(Stored entries)
··········

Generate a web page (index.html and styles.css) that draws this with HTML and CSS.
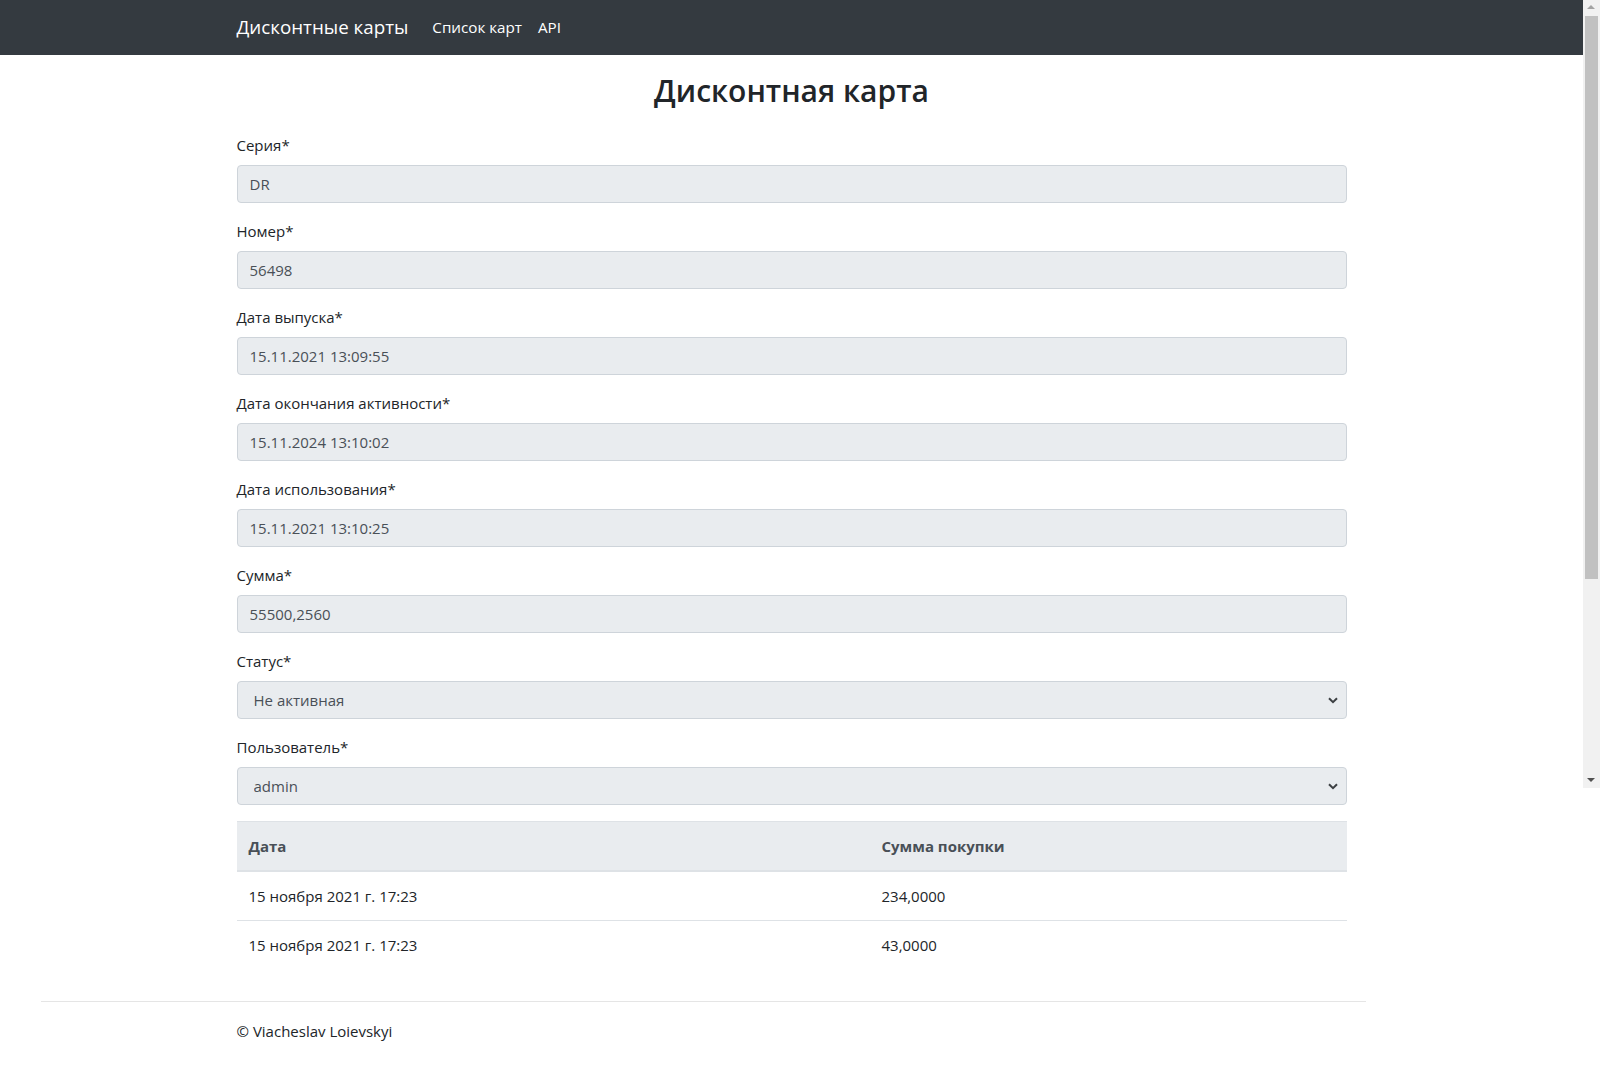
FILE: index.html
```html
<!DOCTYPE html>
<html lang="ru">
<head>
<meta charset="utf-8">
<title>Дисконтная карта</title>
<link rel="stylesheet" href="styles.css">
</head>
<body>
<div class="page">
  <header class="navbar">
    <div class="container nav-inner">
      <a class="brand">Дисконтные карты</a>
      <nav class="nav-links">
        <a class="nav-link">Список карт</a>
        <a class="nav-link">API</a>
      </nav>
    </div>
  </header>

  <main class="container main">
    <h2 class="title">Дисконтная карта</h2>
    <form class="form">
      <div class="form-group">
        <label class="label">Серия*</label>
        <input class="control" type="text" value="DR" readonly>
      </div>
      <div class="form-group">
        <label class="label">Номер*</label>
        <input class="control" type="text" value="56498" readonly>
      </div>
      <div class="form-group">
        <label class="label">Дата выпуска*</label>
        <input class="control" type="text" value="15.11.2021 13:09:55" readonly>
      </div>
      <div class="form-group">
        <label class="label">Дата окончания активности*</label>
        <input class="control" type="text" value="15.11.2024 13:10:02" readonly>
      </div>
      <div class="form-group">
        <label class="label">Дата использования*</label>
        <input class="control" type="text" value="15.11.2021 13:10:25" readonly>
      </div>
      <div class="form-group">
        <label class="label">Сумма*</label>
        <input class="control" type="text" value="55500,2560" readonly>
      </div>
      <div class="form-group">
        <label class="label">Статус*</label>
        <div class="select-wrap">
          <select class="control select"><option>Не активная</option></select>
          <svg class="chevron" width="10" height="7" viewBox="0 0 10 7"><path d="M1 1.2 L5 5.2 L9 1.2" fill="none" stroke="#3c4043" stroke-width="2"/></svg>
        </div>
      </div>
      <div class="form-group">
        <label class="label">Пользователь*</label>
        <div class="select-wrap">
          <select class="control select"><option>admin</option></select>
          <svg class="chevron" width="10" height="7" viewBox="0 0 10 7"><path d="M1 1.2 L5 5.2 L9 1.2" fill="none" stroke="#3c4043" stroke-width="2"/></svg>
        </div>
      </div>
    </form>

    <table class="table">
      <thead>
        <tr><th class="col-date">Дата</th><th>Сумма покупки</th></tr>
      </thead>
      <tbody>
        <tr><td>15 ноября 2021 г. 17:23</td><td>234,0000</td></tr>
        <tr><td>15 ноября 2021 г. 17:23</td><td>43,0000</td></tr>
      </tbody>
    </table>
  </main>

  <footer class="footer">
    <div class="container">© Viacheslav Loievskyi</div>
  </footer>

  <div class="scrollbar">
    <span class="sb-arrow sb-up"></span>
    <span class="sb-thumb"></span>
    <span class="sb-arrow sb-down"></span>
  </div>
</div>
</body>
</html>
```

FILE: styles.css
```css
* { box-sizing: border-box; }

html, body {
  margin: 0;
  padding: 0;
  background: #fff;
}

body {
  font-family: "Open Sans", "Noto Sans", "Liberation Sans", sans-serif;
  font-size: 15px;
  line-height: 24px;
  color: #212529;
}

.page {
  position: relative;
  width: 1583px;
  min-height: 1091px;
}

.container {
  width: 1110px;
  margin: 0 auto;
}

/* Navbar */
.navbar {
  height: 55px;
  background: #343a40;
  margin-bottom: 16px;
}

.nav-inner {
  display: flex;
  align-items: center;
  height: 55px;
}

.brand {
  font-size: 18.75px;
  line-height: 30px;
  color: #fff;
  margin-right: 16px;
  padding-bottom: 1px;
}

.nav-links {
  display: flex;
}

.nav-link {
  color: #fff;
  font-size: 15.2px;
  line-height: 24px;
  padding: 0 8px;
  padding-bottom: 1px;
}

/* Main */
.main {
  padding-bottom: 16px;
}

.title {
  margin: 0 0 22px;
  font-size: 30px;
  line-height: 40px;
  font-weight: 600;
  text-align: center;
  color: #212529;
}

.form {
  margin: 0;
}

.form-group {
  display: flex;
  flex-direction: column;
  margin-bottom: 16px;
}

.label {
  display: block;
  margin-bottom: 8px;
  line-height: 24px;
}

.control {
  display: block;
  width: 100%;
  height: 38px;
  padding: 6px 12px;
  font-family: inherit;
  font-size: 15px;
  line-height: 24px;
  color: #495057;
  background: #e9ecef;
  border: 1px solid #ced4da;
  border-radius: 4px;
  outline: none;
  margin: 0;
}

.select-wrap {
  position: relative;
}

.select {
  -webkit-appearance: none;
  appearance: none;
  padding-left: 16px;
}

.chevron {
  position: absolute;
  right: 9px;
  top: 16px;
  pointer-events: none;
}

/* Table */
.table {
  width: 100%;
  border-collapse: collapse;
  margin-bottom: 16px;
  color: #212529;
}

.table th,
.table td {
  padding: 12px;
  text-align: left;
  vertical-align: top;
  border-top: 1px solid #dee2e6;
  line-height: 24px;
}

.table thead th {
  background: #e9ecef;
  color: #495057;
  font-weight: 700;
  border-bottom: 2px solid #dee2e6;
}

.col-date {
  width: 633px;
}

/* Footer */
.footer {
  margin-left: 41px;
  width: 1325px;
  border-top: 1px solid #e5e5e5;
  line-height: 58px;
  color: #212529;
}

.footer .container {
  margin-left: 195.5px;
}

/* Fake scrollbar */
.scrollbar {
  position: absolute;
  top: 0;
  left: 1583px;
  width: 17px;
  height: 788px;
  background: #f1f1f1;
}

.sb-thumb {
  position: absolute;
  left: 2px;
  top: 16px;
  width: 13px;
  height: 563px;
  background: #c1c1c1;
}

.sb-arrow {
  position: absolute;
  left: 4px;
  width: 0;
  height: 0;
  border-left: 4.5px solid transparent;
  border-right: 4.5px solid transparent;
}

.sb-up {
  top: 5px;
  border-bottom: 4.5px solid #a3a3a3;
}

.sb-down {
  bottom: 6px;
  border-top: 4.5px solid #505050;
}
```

··········

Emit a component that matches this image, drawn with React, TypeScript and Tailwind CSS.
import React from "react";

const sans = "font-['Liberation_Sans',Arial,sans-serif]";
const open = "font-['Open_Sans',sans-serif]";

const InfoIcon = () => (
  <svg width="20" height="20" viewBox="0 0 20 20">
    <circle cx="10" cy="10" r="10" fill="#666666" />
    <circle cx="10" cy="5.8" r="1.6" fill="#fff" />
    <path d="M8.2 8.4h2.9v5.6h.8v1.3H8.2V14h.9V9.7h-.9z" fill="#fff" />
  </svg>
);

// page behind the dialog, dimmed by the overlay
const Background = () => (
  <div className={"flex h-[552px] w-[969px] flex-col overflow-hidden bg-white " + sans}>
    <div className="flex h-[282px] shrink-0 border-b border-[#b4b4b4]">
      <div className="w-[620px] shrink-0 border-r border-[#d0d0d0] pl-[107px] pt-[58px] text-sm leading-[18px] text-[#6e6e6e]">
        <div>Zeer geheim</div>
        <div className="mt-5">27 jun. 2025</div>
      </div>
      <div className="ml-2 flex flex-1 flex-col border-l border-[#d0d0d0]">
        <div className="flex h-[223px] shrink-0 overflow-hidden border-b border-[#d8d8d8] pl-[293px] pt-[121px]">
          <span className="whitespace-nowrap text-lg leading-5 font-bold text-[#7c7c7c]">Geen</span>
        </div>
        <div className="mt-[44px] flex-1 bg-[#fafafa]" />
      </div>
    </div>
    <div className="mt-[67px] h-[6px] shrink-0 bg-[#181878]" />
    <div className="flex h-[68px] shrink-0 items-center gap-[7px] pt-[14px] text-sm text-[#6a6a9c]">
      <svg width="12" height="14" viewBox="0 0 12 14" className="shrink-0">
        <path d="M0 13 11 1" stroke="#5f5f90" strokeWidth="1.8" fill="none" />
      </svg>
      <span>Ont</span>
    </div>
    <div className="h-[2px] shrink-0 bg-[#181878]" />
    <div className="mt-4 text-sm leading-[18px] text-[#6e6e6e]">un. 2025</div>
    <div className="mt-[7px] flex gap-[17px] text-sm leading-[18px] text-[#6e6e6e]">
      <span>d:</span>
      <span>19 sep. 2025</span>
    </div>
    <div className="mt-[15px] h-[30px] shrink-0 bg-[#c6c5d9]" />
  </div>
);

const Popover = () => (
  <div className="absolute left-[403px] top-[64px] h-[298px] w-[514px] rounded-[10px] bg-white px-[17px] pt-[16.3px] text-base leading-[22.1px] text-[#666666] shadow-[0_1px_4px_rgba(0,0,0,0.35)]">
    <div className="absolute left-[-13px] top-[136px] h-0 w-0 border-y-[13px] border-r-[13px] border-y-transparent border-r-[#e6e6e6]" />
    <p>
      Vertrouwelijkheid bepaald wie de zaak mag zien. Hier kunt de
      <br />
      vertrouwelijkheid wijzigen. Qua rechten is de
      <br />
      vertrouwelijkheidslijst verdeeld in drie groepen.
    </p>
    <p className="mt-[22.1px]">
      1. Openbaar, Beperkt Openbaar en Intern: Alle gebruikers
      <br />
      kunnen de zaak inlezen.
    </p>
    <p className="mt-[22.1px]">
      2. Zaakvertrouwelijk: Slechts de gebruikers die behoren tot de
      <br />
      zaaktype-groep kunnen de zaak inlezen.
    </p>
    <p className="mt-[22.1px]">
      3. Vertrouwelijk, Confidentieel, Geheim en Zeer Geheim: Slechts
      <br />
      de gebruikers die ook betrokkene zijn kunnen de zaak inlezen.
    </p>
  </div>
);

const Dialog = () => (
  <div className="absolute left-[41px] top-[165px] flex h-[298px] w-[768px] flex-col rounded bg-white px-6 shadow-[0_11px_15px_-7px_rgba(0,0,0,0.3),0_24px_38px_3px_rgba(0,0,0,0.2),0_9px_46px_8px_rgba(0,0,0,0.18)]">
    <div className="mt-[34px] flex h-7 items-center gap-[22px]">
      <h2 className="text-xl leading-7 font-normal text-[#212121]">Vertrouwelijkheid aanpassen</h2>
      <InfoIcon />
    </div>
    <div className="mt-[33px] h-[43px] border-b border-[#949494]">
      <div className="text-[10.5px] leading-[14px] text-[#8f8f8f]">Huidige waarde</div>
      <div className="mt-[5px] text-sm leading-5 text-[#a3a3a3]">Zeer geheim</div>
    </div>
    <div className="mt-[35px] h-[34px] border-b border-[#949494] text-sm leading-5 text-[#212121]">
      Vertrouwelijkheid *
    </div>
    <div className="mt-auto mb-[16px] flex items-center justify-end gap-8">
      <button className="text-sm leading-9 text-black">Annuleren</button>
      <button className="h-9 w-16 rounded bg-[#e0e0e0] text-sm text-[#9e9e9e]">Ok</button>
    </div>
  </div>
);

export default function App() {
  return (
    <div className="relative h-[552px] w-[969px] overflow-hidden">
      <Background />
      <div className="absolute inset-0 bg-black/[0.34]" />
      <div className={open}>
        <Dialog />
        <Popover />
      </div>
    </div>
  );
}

··········

_Brief_: Select every line of the records holding the string "with".

_Response_:
Generate a web page (index.html and styles.css) that draws this with HTML and CSS.
Emit a component that matches this image, drawn with React, TypeScript and Tailwind CSS.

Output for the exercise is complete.